====== EXCERPTED DATA ======
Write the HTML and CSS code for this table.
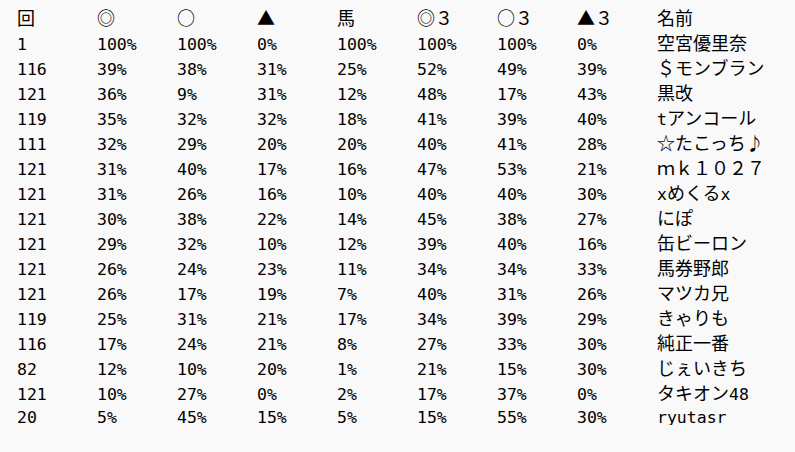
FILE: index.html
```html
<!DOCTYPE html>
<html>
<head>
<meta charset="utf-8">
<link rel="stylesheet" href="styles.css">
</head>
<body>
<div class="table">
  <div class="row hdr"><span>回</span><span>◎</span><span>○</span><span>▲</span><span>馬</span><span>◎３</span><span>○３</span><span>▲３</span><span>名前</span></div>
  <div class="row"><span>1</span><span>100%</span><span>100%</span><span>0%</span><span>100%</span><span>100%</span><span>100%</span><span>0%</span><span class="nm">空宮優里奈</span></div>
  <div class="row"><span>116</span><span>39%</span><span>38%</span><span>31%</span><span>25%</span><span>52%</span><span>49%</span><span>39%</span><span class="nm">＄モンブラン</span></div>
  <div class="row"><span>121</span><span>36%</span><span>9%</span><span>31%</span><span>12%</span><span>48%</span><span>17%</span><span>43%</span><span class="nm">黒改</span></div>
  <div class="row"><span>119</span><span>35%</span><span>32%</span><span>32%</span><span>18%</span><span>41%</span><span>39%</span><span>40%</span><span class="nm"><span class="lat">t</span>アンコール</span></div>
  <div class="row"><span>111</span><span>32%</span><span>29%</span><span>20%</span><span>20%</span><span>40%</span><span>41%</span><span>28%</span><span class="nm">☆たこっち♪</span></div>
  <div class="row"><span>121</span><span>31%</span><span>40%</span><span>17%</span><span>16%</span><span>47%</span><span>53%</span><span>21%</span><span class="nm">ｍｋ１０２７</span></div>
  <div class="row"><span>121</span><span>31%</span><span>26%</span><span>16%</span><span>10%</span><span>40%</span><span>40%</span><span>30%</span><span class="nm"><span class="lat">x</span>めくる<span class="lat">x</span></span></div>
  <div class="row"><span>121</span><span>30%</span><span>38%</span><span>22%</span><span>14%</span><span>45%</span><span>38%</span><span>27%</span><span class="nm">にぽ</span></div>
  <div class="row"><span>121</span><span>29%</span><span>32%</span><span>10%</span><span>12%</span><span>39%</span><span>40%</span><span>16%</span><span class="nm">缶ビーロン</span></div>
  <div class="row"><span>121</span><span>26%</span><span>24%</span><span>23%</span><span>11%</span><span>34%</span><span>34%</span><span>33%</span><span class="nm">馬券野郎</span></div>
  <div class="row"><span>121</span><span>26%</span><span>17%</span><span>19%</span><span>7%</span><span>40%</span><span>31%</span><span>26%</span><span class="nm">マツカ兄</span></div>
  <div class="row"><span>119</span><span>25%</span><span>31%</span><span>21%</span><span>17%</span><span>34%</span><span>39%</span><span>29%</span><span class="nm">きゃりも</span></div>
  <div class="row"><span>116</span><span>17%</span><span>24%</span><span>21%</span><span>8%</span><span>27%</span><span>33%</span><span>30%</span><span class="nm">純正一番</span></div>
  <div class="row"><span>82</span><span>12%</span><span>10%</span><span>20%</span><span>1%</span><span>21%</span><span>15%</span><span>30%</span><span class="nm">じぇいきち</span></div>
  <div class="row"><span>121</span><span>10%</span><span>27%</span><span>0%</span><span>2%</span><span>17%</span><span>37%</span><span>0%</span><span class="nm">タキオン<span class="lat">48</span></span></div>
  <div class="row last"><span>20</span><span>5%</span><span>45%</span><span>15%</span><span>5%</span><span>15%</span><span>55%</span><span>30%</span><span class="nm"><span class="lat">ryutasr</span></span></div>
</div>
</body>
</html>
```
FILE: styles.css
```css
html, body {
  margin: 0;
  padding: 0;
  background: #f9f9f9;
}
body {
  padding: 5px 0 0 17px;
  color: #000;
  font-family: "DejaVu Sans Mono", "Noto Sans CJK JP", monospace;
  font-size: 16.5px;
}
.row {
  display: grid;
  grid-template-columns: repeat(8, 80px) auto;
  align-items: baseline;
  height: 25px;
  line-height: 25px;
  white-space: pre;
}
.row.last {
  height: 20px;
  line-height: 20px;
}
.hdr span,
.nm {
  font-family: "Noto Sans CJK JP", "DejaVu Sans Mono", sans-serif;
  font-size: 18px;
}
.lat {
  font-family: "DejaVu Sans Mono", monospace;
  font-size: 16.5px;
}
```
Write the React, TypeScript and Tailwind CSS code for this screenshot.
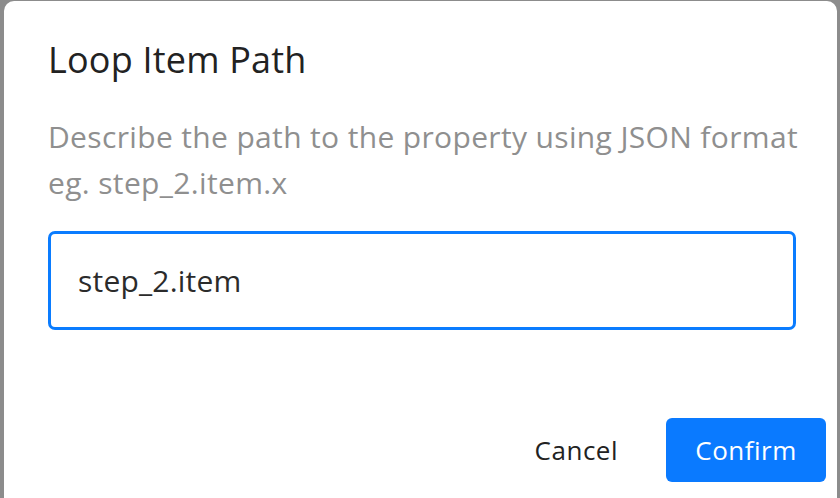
======
(REQUIRED WORK): Set each line of the records down exactly, leaving every picture out.

(TASK RESPONSE):
Write the HTML and CSS code for this table.
FILE: index.html
```html
<!DOCTYPE html>
<html>
<head>
<meta charset="utf-8">
<link rel="stylesheet" href="styles.css">
</head>
<body>
<div class="table">
  <div class="row hdr"><span>回</span><span>◎</span><span>○</span><span>▲</span><span>馬</span><span>◎３</span><span>○３</span><span>▲３</span><span>名前</span></div>
  <div class="row"><span>1</span><span>100%</span><span>100%</span><span>0%</span><span>100%</span><span>100%</span><span>100%</span><span>0%</span><span class="nm">空宮優里奈</span></div>
  <div class="row"><span>116</span><span>39%</span><span>38%</span><span>31%</span><span>25%</span><span>52%</span><span>49%</span><span>39%</span><span class="nm">＄モンブラン</span></div>
  <div class="row"><span>121</span><span>36%</span><span>9%</span><span>31%</span><span>12%</span><span>48%</span><span>17%</span><span>43%</span><span class="nm">黒改</span></div>
  <div class="row"><span>119</span><span>35%</span><span>32%</span><span>32%</span><span>18%</span><span>41%</span><span>39%</span><span>40%</span><span class="nm"><span class="lat">t</span>アンコール</span></div>
  <div class="row"><span>111</span><span>32%</span><span>29%</span><span>20%</span><span>20%</span><span>40%</span><span>41%</span><span>28%</span><span class="nm">☆たこっち♪</span></div>
  <div class="row"><span>121</span><span>31%</span><span>40%</span><span>17%</span><span>16%</span><span>47%</span><span>53%</span><span>21%</span><span class="nm">ｍｋ１０２７</span></div>
  <div class="row"><span>121</span><span>31%</span><span>26%</span><span>16%</span><span>10%</span><span>40%</span><span>40%</span><span>30%</span><span class="nm"><span class="lat">x</span>めくる<span class="lat">x</span></span></div>
  <div class="row"><span>121</span><span>30%</span><span>38%</span><span>22%</span><span>14%</span><span>45%</span><span>38%</span><span>27%</span><span class="nm">にぽ</span></div>
  <div class="row"><span>121</span><span>29%</span><span>32%</span><span>10%</span><span>12%</span><span>39%</span><span>40%</span><span>16%</span><span class="nm">缶ビーロン</span></div>
  <div class="row"><span>121</span><span>26%</span><span>24%</span><span>23%</span><span>11%</span><span>34%</span><span>34%</span><span>33%</span><span class="nm">馬券野郎</span></div>
  <div class="row"><span>121</span><span>26%</span><span>17%</span><span>19%</span><span>7%</span><span>40%</span><span>31%</span><span>26%</span><span class="nm">マツカ兄</span></div>
  <div class="row"><span>119</span><span>25%</span><span>31%</span><span>21%</span><span>17%</span><span>34%</span><span>39%</span><span>29%</span><span class="nm">きゃりも</span></div>
  <div class="row"><span>116</span><span>17%</span><span>24%</span><span>21%</span><span>8%</span><span>27%</span><span>33%</span><span>30%</span><span class="nm">純正一番</span></div>
  <div class="row"><span>82</span><span>12%</span><span>10%</span><span>20%</span><span>1%</span><span>21%</span><span>15%</span><span>30%</span><span class="nm">じぇいきち</span></div>
  <div class="row"><span>121</span><span>10%</span><span>27%</span><span>0%</span><span>2%</span><span>17%</span><span>37%</span><span>0%</span><span class="nm">タキオン<span class="lat">48</span></span></div>
  <div class="row last"><span>20</span><span>5%</span><span>45%</span><span>15%</span><span>5%</span><span>15%</span><span>55%</span><span>30%</span><span class="nm"><span class="lat">ryutasr</span></span></div>
</div>
</body>
</html>
```
FILE: styles.css
```css
html, body {
  margin: 0;
  padding: 0;
  background: #f9f9f9;
}
body {
  padding: 5px 0 0 17px;
  color: #000;
  font-family: "DejaVu Sans Mono", "Noto Sans CJK JP", monospace;
  font-size: 16.5px;
}
.row {
  display: grid;
  grid-template-columns: repeat(8, 80px) auto;
  align-items: baseline;
  height: 25px;
  line-height: 25px;
  white-space: pre;
}
.row.last {
  height: 20px;
  line-height: 20px;
}
.hdr span,
.nm {
  font-family: "Noto Sans CJK JP", "DejaVu Sans Mono", sans-serif;
  font-size: 18px;
}
.lat {
  font-family: "DejaVu Sans Mono", monospace;
  font-size: 16.5px;
}
```
Write the React, TypeScript and Tailwind CSS code for this screenshot.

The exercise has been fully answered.